### Information provided:
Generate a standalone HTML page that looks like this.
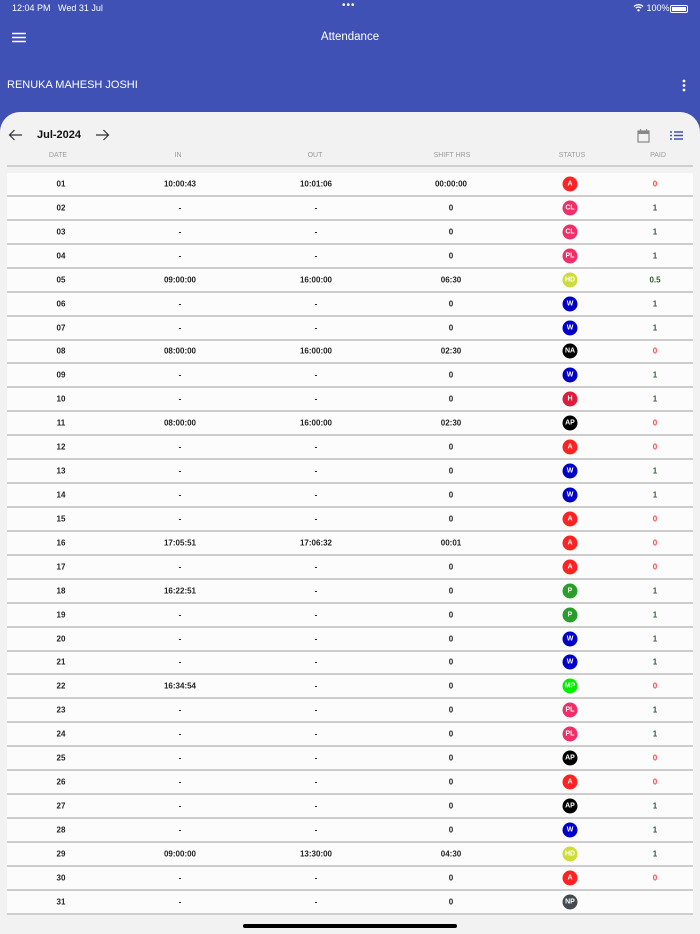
<!DOCTYPE html>
<html><head><meta charset="utf-8">
<style>
*{margin:0;padding:0;box-sizing:border-box}
body{width:700px;height:934px;overflow:hidden;background:#3f51b5;font-family:"Liberation Sans",sans-serif;position:relative}
.sb{position:absolute;top:3px;color:#fff;font-size:9px}
.card{position:absolute;left:0;top:112px;width:700px;height:822px;background:#f2f2f2;border-radius:20px 20px 0 0}
.hd{position:absolute;top:152px;font-size:7px;color:#999;letter-spacing:0;transform:translateX(-50%)}
.hline{position:absolute;left:7px;width:686px;top:165px;height:2px;background:#cfcfcf}
.rows{position:absolute;left:7px;top:173px;width:686px}
.r{height:23.93px;border-bottom:2px solid #cdcdcd;background:#fcfcfc;position:relative;font-size:8px;font-weight:bold;color:#222}
.r span{position:absolute;top:50%;transform:translate(-50%,-50%)}
.b{width:15px;height:15px;border-radius:50%;color:#fff;font-size:7px;display:flex;align-items:center;justify-content:center}
.z{color:#f44}.o{color:#2f5f2f}
</style></head><body>
<div class="sb" style="left:12px">12:04 PM&nbsp;&nbsp; Wed 31 Jul</div>
<div class="sb" style="left:342px;top:0;font-size:10px;letter-spacing:1px">•••</div>
<div class="sb" style="left:633px">
<svg width="11" height="9" viewBox="0 0 11 9" style="vertical-align:-1px"><path d="M1 3.5a6.5 6.5 0 0 1 9 0M2.7 5.2a4 4 0 0 1 5.6 0" stroke="#fff" stroke-width="1.3" fill="none"/><circle cx="5.5" cy="7.3" r="1.2" fill="#fff"/></svg> 100%</div>
<div style="position:absolute;left:670px;top:5px;width:18px;height:8px;border:1px solid #fff;border-radius:2px;padding:1px"><div style="background:#fff;width:100%;height:100%"></div></div>
<svg style="position:absolute;left:12px;top:32px" width="14" height="11"><path d="M0 1.5h14M0 5.5h14M0 9.5h14" stroke="#fff" stroke-width="1.6"/></svg>
<div style="position:absolute;left:0;width:700px;top:31px;text-align:center;color:#fff;font-size:11.5px">Attendance</div>
<div style="position:absolute;left:7px;top:79px;color:#fff;font-size:11px">RENUKA MAHESH JOSHI</div>
<svg style="position:absolute;left:682px;top:79px" width="4" height="13"><circle cx="2" cy="2" r="1.4" fill="#fff"/><circle cx="2" cy="6.5" r="1.4" fill="#fff"/><circle cx="2" cy="11" r="1.4" fill="#fff"/></svg>
<div class="card"></div>
<svg style="position:absolute;left:8px;top:129px" width="14" height="12"><path d="M14 6H1.5M6.5 1 1.5 6l5 5" stroke="#333" stroke-width="1.2" fill="none"/></svg>
<div style="position:absolute;left:37px;top:129px;font-size:11px;font-weight:bold;color:#111">Jul-2024</div>
<svg style="position:absolute;left:96px;top:129px" width="14" height="12"><path d="M0 6h12.5M7.5 1l5 5-5 5" stroke="#333" stroke-width="1.2" fill="none"/></svg>
<svg style="position:absolute;left:637px;top:128px" width="13" height="15"><rect x="1" y="3" width="11" height="11" fill="none" stroke="#888" stroke-width="1.2"/><rect x="1" y="3" width="11" height="3" fill="#888"/><path d="M3.5 1v3M9.5 1v3" stroke="#888" stroke-width="1.2"/></svg>
<svg style="position:absolute;left:670px;top:131px" width="13" height="9"><path d="M0 1h2M4 1h9M0 4.5h2M4 4.5h9M0 8h2M4 8h9" stroke="#3f51b5" stroke-width="1.4"/></svg>
<div class="hd" style="left:58px">DATE</div>
<div class="hd" style="left:178px">IN</div>
<div class="hd" style="left:315px">OUT</div>
<div class="hd" style="left:452px">SHIFT HRS</div>
<div class="hd" style="left:572px">STATUS</div>
<div class="hd" style="left:658px">PAID</div>
<div class="hline"></div>
<div class="rows">
<div class="r"><span style="left:54px">01</span><span style="left:173px">10:00:43</span><span style="left:309px">10:01:06</span><span style="left:444px">00:00:00</span><span style="left:563px" class="b" ><i class="b" style="background:#f22;font-style:normal">A</i></span><span style="left:648px" class="z">0</span></div>
</div>
<div class="rows" id="R" style="top:197px"></div>
<div style="position:absolute;left:243px;top:924px;width:214px;height:4px;border-radius:2px;background:#000"></div>
<script>
var d=[
["02","-","-","0","CL","#ef2e6a","1"],["03","-","-","0","CL","#ef2e6a","1"],["04","-","-","0","PL","#ef2e6a","1"],
["05","09:00:00","16:00:00","06:30","HD","#cddc39","0.5"],["06","-","-","0","W","#0000c8","1"],["07","-","-","0","W","#0000c8","1"],
["08","08:00:00","16:00:00","02:30","NA","#000","0"],["09","-","-","0","W","#0000c8","1"],["10","-","-","0","H","#dc1e3c","1"],
["11","08:00:00","16:00:00","02:30","AP","#000","0"],["12","-","-","0","A","#f22","0"],["13","-","-","0","W","#0000c8","1"],
["14","-","-","0","W","#0000c8","1"],["15","-","-","0","A","#f22","0"],["16","17:05:51","17:06:32","00:01","A","#f22","0"],
["17","-","-","0","A","#f22","0"],["18","16:22:51","-","0","P","#2a9d2a","1"],["19","-","-","0","P","#2a9d2a","1"],
["20","-","-","0","W","#0000c8","1"],["21","-","-","0","W","#0000c8","1"],["22","16:34:54","-","0","MP","#00ee00","0"],
["23","-","-","0","PL","#ef2e6a","1"],["24","-","-","0","PL","#ef2e6a","1"],["25","-","-","0","AP","#000","0"],
["26","-","-","0","A","#f22","0"],["27","-","-","0","AP","#000","1"],["28","-","-","0","W","#0000c8","1"],
["29","09:00:00","13:30:00","04:30","HD","#cddc39","1"],["30","-","-","0","A","#f22","0"],["31","-","-","0","NP","#454a50",""]];
var h="";d.forEach(function(x){h+='<div class="r"><span style="left:54px">'+x[0]+'</span><span style="left:173px">'+x[1]+'</span><span style="left:309px">'+x[2]+'</span><span style="left:444px">'+x[3]+'</span><span style="left:563px" class="b"><i class="b" style="background:'+x[5]+';font-style:normal">'+x[4]+'</i></span><span style="left:648px" class="'+(x[6]=="0"?"z":"o")+'">'+x[6]+'</span></div>';});
document.getElementById("R").innerHTML=h;
</script>
</body></html>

### Work to be completed:
Write out again every line above exactly as given; the pictures do not belong in the copy.

### Exercise output:
Generate a standalone HTML page that looks like this.
<!DOCTYPE html>
<html><head><meta charset="utf-8">
<style>
*{margin:0;padding:0;box-sizing:border-box}
body{width:700px;height:934px;overflow:hidden;background:#3f51b5;font-family:"Liberation Sans",sans-serif;position:relative}
.sb{position:absolute;top:3px;color:#fff;font-size:9px}
.card{position:absolute;left:0;top:112px;width:700px;height:822px;background:#f2f2f2;border-radius:20px 20px 0 0}
.hd{position:absolute;top:152px;font-size:7px;color:#999;letter-spacing:0;transform:translateX(-50%)}
.hline{position:absolute;left:7px;width:686px;top:165px;height:2px;background:#cfcfcf}
.rows{position:absolute;left:7px;top:173px;width:686px}
.r{height:23.93px;border-bottom:2px solid #cdcdcd;background:#fcfcfc;position:relative;font-size:8px;font-weight:bold;color:#222}
.r span{position:absolute;top:50%;transform:translate(-50%,-50%)}
.b{width:15px;height:15px;border-radius:50%;color:#fff;font-size:7px;display:flex;align-items:center;justify-content:center}
.z{color:#f44}.o{color:#2f5f2f}
</style></head><body>
<div class="sb" style="left:12px">12:04 PM&nbsp;&nbsp; Wed 31 Jul</div>
<div class="sb" style="left:342px;top:0;font-size:10px;letter-spacing:1px">•••</div>
<div class="sb" style="left:633px">
<svg width="11" height="9" viewBox="0 0 11 9" style="vertical-align:-1px"><path d="M1 3.5a6.5 6.5 0 0 1 9 0M2.7 5.2a4 4 0 0 1 5.6 0" stroke="#fff" stroke-width="1.3" fill="none"/><circle cx="5.5" cy="7.3" r="1.2" fill="#fff"/></svg> 100%</div>
<div style="position:absolute;left:670px;top:5px;width:18px;height:8px;border:1px solid #fff;border-radius:2px;padding:1px"><div style="background:#fff;width:100%;height:100%"></div></div>
<svg style="position:absolute;left:12px;top:32px" width="14" height="11"><path d="M0 1.5h14M0 5.5h14M0 9.5h14" stroke="#fff" stroke-width="1.6"/></svg>
<div style="position:absolute;left:0;width:700px;top:31px;text-align:center;color:#fff;font-size:11.5px">Attendance</div>
<div style="position:absolute;left:7px;top:79px;color:#fff;font-size:11px">RENUKA MAHESH JOSHI</div>
<svg style="position:absolute;left:682px;top:79px" width="4" height="13"><circle cx="2" cy="2" r="1.4" fill="#fff"/><circle cx="2" cy="6.5" r="1.4" fill="#fff"/><circle cx="2" cy="11" r="1.4" fill="#fff"/></svg>
<div class="card"></div>
<svg style="position:absolute;left:8px;top:129px" width="14" height="12"><path d="M14 6H1.5M6.5 1 1.5 6l5 5" stroke="#333" stroke-width="1.2" fill="none"/></svg>
<div style="position:absolute;left:37px;top:129px;font-size:11px;font-weight:bold;color:#111">Jul-2024</div>
<svg style="position:absolute;left:96px;top:129px" width="14" height="12"><path d="M0 6h12.5M7.5 1l5 5-5 5" stroke="#333" stroke-width="1.2" fill="none"/></svg>
<svg style="position:absolute;left:637px;top:128px" width="13" height="15"><rect x="1" y="3" width="11" height="11" fill="none" stroke="#888" stroke-width="1.2"/><rect x="1" y="3" width="11" height="3" fill="#888"/><path d="M3.5 1v3M9.5 1v3" stroke="#888" stroke-width="1.2"/></svg>
<svg style="position:absolute;left:670px;top:131px" width="13" height="9"><path d="M0 1h2M4 1h9M0 4.5h2M4 4.5h9M0 8h2M4 8h9" stroke="#3f51b5" stroke-width="1.4"/></svg>
<div class="hd" style="left:58px">DATE</div>
<div class="hd" style="left:178px">IN</div>
<div class="hd" style="left:315px">OUT</div>
<div class="hd" style="left:452px">SHIFT HRS</div>
<div class="hd" style="left:572px">STATUS</div>
<div class="hd" style="left:658px">PAID</div>
<div class="hline"></div>
<div class="rows">
<div class="r"><span style="left:54px">01</span><span style="left:173px">10:00:43</span><span style="left:309px">10:01:06</span><span style="left:444px">00:00:00</span><span style="left:563px" class="b" ><i class="b" style="background:#f22;font-style:normal">A</i></span><span style="left:648px" class="z">0</span></div>
</div>
<div class="rows" id="R" style="top:197px"></div>
<div style="position:absolute;left:243px;top:924px;width:214px;height:4px;border-radius:2px;background:#000"></div>
<script>
var d=[
["02","-","-","0","CL","#ef2e6a","1"],["03","-","-","0","CL","#ef2e6a","1"],["04","-","-","0","PL","#ef2e6a","1"],
["05","09:00:00","16:00:00","06:30","HD","#cddc39","0.5"],["06","-","-","0","W","#0000c8","1"],["07","-","-","0","W","#0000c8","1"],
["08","08:00:00","16:00:00","02:30","NA","#000","0"],["09","-","-","0","W","#0000c8","1"],["10","-","-","0","H","#dc1e3c","1"],
["11","08:00:00","16:00:00","02:30","AP","#000","0"],["12","-","-","0","A","#f22","0"],["13","-","-","0","W","#0000c8","1"],
["14","-","-","0","W","#0000c8","1"],["15","-","-","0","A","#f22","0"],["16","17:05:51","17:06:32","00:01","A","#f22","0"],
["17","-","-","0","A","#f22","0"],["18","16:22:51","-","0","P","#2a9d2a","1"],["19","-","-","0","P","#2a9d2a","1"],
["20","-","-","0","W","#0000c8","1"],["21","-","-","0","W","#0000c8","1"],["22","16:34:54","-","0","MP","#00ee00","0"],
["23","-","-","0","PL","#ef2e6a","1"],["24","-","-","0","PL","#ef2e6a","1"],["25","-","-","0","AP","#000","0"],
["26","-","-","0","A","#f22","0"],["27","-","-","0","AP","#000","1"],["28","-","-","0","W","#0000c8","1"],
["29","09:00:00","13:30:00","04:30","HD","#cddc39","1"],["30","-","-","0","A","#f22","0"],["31","-","-","0","NP","#454a50",""]];
var h="";d.forEach(function(x){h+='<div class="r"><span style="left:54px">'+x[0]+'</span><span style="left:173px">'+x[1]+'</span><span style="left:309px">'+x[2]+'</span><span style="left:444px">'+x[3]+'</span><span style="left:563px" class="b"><i class="b" style="background:'+x[5]+';font-style:normal">'+x[4]+'</i></span><span style="left:648px" class="'+(x[6]=="0"?"z":"o")+'">'+x[6]+'</span></div>';});
document.getElementById("R").innerHTML=h;
</script>
</body></html>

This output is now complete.